The lender had slumped by more than 15 per cent in the previous two sessions following the allegations.
Its CEO Peter Sands on Wednesday said of the claims: "There are a lot of matters that we don't recognise, we don't understand and are factually inaccurate."
On currency markets the euro bought $US1.2336 ($A1.17) and Y96.80 in late afternoon trade, compared with $US1.2363 and Y96.99 in New York late on Wednesday.
Oil prices were higher. New York's main contract, light sweet crude for delivery in September, fell 29 cents to $US93.16 a barrel in the late afternoon and Brent North Sea crude for September fell 31 cents to $US112.25 111.83.
Gold was at $US1613.25 at 1100 GMT, from $US1607.80 on Wednesday.
In other markets:
- Taipei rose by 1.56 per cent, or 113.9 points, to 7433.70.
Smartphone maker HTC rose by 3.81 per cent to $Tw245.0 while TSMC was 2.24 per cent higher at $Tw82.3.
- Manila eased 0.98 per cent, or 52.06 points, to 5256.61.

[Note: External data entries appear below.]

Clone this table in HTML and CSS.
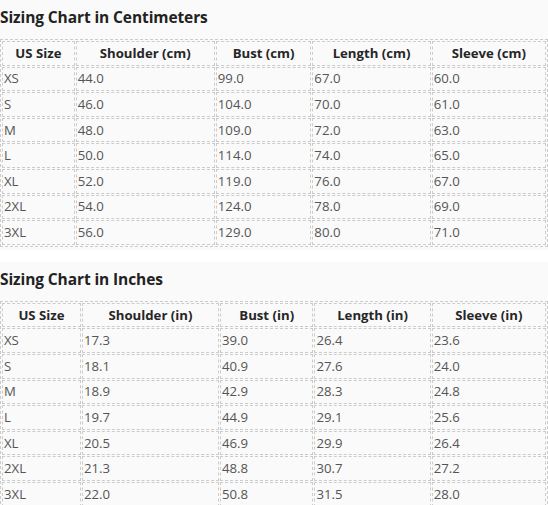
FILE: index.html
```html
<!DOCTYPE html>
<html>
<head>
<meta charset="utf-8">
<link rel="stylesheet" href="styles.css">
</head>
<body>
<div class="block">
  <h3 class="title">Sizing Chart in Centimeters</h3>
  <table class="chart">
    <colgroup><col class="c1"><col class="c2"><col class="c3"><col class="c4"><col class="c5"></colgroup>
    <thead><tr><th>US Size</th><th>Shoulder (cm)</th><th>Bust (cm)</th><th>Length (cm)</th><th>Sleeve (cm)</th></tr></thead>
    <tbody>
      <tr><td>XS</td><td>44.0</td><td>99.0</td><td>67.0</td><td>60.0</td></tr>
      <tr><td>S</td><td>46.0</td><td>104.0</td><td>70.0</td><td>61.0</td></tr>
      <tr><td>M</td><td>48.0</td><td>109.0</td><td>72.0</td><td>63.0</td></tr>
      <tr><td>L</td><td>50.0</td><td>114.0</td><td>74.0</td><td>65.0</td></tr>
      <tr><td>XL</td><td>52.0</td><td>119.0</td><td>76.0</td><td>67.0</td></tr>
      <tr><td>2XL</td><td>54.0</td><td>124.0</td><td>78.0</td><td>69.0</td></tr>
      <tr><td>3XL</td><td>56.0</td><td>129.0</td><td>80.0</td><td>71.0</td></tr>
    </tbody>
  </table>
</div>
<div class="block second">
  <h3 class="title">Sizing Chart in Inches</h3>
  <table class="chart">
    <colgroup><col class="d1"><col class="d2"><col class="d3"><col class="d4"><col class="d5"></colgroup>
    <thead><tr><th>US Size</th><th>Shoulder (in)</th><th>Bust (in)</th><th>Length (in)</th><th>Sleeve (in)</th></tr></thead>
    <tbody>
      <tr><td>XS</td><td>17.3</td><td>39.0</td><td>26.4</td><td>23.6</td></tr>
      <tr><td>S</td><td>18.1</td><td>40.9</td><td>27.6</td><td>24.0</td></tr>
      <tr><td>M</td><td>18.9</td><td>42.9</td><td>28.3</td><td>24.8</td></tr>
      <tr><td>L</td><td>19.7</td><td>44.9</td><td>29.1</td><td>25.6</td></tr>
      <tr><td>XL</td><td>20.5</td><td>46.9</td><td>29.9</td><td>26.4</td></tr>
      <tr><td>2XL</td><td>21.3</td><td>48.8</td><td>30.7</td><td>27.2</td></tr>
      <tr><td>3XL</td><td>22.0</td><td>50.8</td><td>31.5</td><td>28.0</td></tr>
    </tbody>
  </table>
</div>
</body>
</html>
```

FILE: styles.css
```css
html, body {
  margin: 0;
  padding: 0;
  background: #ffffff;
}
body {
  font-family: "Open Sans", "Noto Sans", sans-serif;
  color: #333;
}
.block {
  background: #fafafa;
  padding: 3px 0 3px 0;
}
.second {
  margin-top: 12px;
}
.title {
  margin: 0;
  padding: 0;
  height: 36px;
  line-height: 28px;
  font-size: 15.5px;
  font-weight: 700;
  color: #222;
  letter-spacing: -0.1px;
}
.chart {
  width: 548px;
  table-layout: fixed;
  border-collapse: separate;
  border-spacing: 1px;
  border: 1px dashed #ccc;
  box-sizing: border-box;
  font-size: 13.2px;
}
.chart th, .chart td {
  border: 1px dashed #ccc;
  height: 22.6px;
  padding: 0 1px;
  line-height: 19px;
}
.chart th {
  font-weight: 700;
  color: #262626;
  text-align: center;
}
.chart td {
  color: #555;
  text-align: left;
}
.c1 { width: 70px; }
.c2 { width: 134px; }
.c3 { width: 92px; }
.c4 { width: 114px; }
.c5 { width: 110px; }
.d1 { width: 76px; }
.d2 { width: 132px; }
.d3 { width: 90px; }
.d4 { width: 112px; }
.d5 { width: 110px; }
```
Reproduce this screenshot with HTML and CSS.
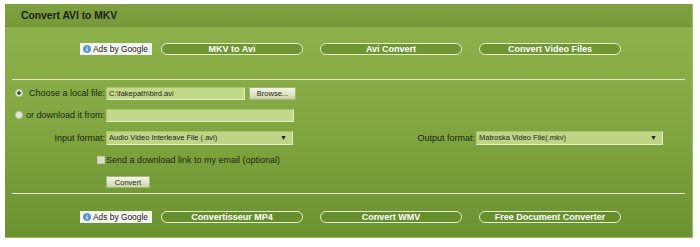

Ayala Corp. slipped 1.71 per cent to 425 pesos while its real estate flagship, Ayala Land dropped by 5.03 per cent to 22.65 pesos.
- Wellington ended flat, edging up 1.82 points to 3583.61.
Telecom gained 0.2 per cent to $NZ2.665, Fletcher Building rose by 0.8 per cent to $NZ6.48 and Contact Energy was off four per cent at $NZ4.80.
- Jakarta rose by 0.99 per cent, or 40.46 points, to 4131.17.
Telkom rose by 1.7 per cent to 9,200 rupiah, cigarette maker Gudang Garam gained 1.2 per cent to 51,250 rupiah, while Aneka Tambang fell by 0.80 per cent to 1240 rupiah.
- Kuala Lumpur stocks rose by 0.40 per cent, or 6.60 points, to close at 1642.52.
Financial group CIMB Group Holdings rose by 0.76 per cent to 7.91 ringgit, while Malayan Banking gained 0.90 per cent to 8.95. Utility Tenaga Nasional lost 0.43 per cent to 6.94 ringgit.
- Bangkok rose by 0.29 per cent, or 3.57 points, to 1217.70.
Banpu dropped 0.44 per cent to 454.00 baht while Thai Oil Public Co rose by 3.02 per cent to 68.25 baht.
- Mumbai fell 0.23 per cent, or 39.69 points, to 17,560.87.
Top mobile phone firm Bharti Airtel slid 6.4 per cent to 256.85 rupees.
- Singapore was closed for a public holiday.